Do Churches Need a Brand Promise?

I’ve been reading Verne Harnish again. I keep coming back to this strategic expert in the business world because I see so many parallels between what he teaches and the church world. Again, I’m not interested in getting into the debate about churches using business practices. All churches use business practices. It is a matter of degrees. If there are good business practices that are adaptable to the church I’m all for it. Truth is truth.

Here’s the latest thing I am struggling with from Harnish: The Brand Promise. In the business world, this is the one thing that a company is known for. It is that key factor that addresses their customer’s needs and sets them apart from their competition.  FedEx made their name by promising to get your package where it was going overnight. The post office couldn’t do that at the time.

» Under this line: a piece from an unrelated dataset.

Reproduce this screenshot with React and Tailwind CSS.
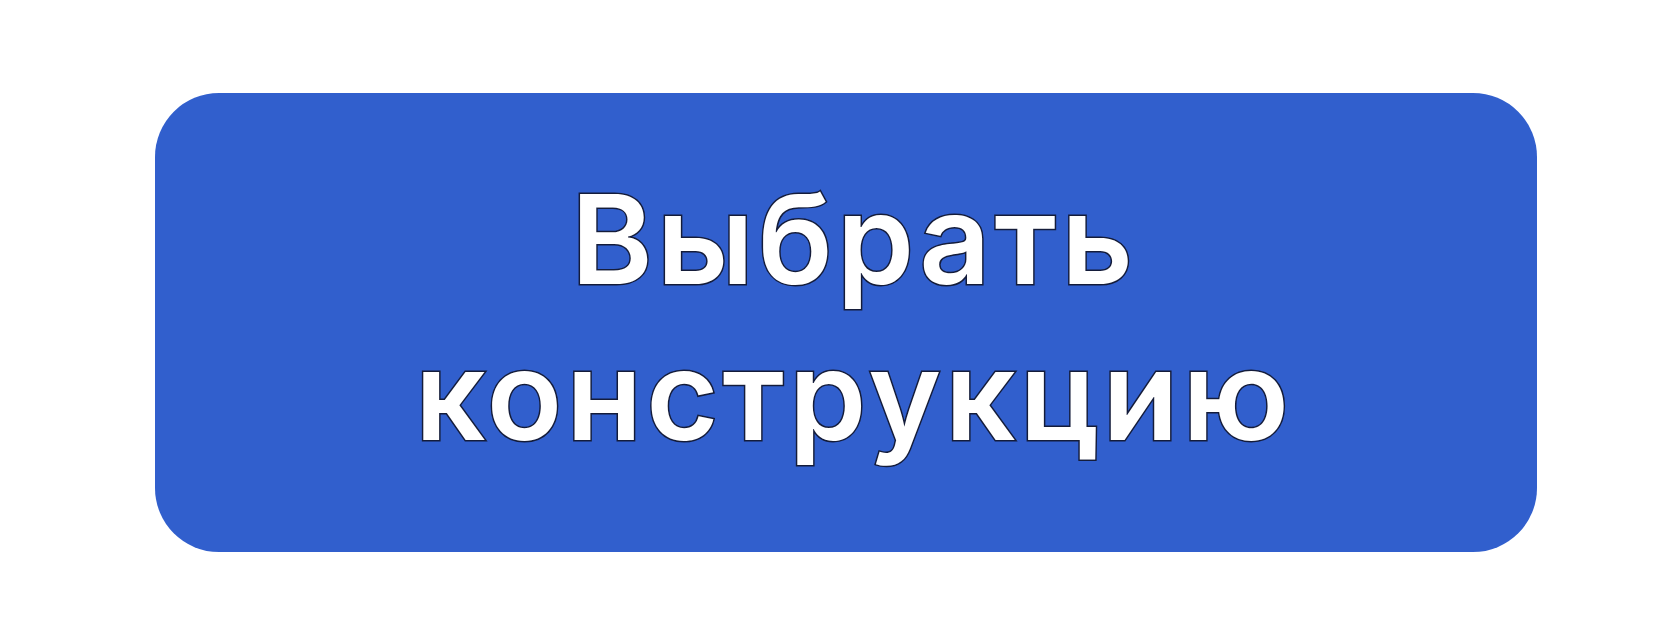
export default function App() {
  return (
    <div className="w-[1678px] h-[624px] bg-white pl-[155px] pt-[93px]">
      <button
        type="button"
        className="w-[1382px] h-[459px] rounded-[64px] bg-[#315fcd] flex flex-col items-center justify-center pl-[16px] pb-[12px]"
      >
        <span
          className="block text-white text-[124px] leading-[156px] font-semibold tracking-[4px] [-webkit-text-stroke:3px_#141c3a] [paint-order:stroke_fill] text-center"
          style={{ fontFamily: 'Inter, "Noto Sans", sans-serif' }}
        >
          Выбрать
          <br />
          конструкцию
        </span>
      </button>
    </div>
  );
}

Should a church have a “brand promise”? Elevate Church in Charlotte North Carolina promises to have the best worship experience. Steve Sjogren put The Vineyard Church in Cincinnati on the map with “servant evangelism” where they would gather every Saturday to go out and serve in random ways throughout their community. Originally, Bill Hybels wanted to plant a church that he could invite his non-Christian friends to, and Willow Creek Community Church was born.  They defined the Seeker Driven model for many years.

I do believe that most churches would benefit from asking a few simple questions that Harnish identifies in his work:

  • What is your BHAG? (That is, your Big Hairy Audacious Goal.) In the church world we would ask what is the vision God has revealed for your church in the coming years?
  • How do you define your sandbox? Are you a neighborhood church? A regional church? An Hispanic church? A seeker church? A church for artists? Who are you trying to reach?
  • What is the biggest need (not wants) that this group of people has?
  • What is your brand promise?  How can your church meet that need in a unique way?
  • What is the bottleneck/shortage/chokepoint? In other words, what is keeping you from fulfilling this promise? What are you going to do about it?

(taken from Mastering the Rockefeller Habits by Verne Harnish)

I think the key here is focus. Many churches try to do so much that they don’t do anything very well. This is particularly true of once large churches that are now in decline. They desperately try to hold on to the multiple programs they were able to do in the past, instead of focusing on doing one or a few things very well.

If someone were to ask you: What is your church best known for outside of your church? How would you respond?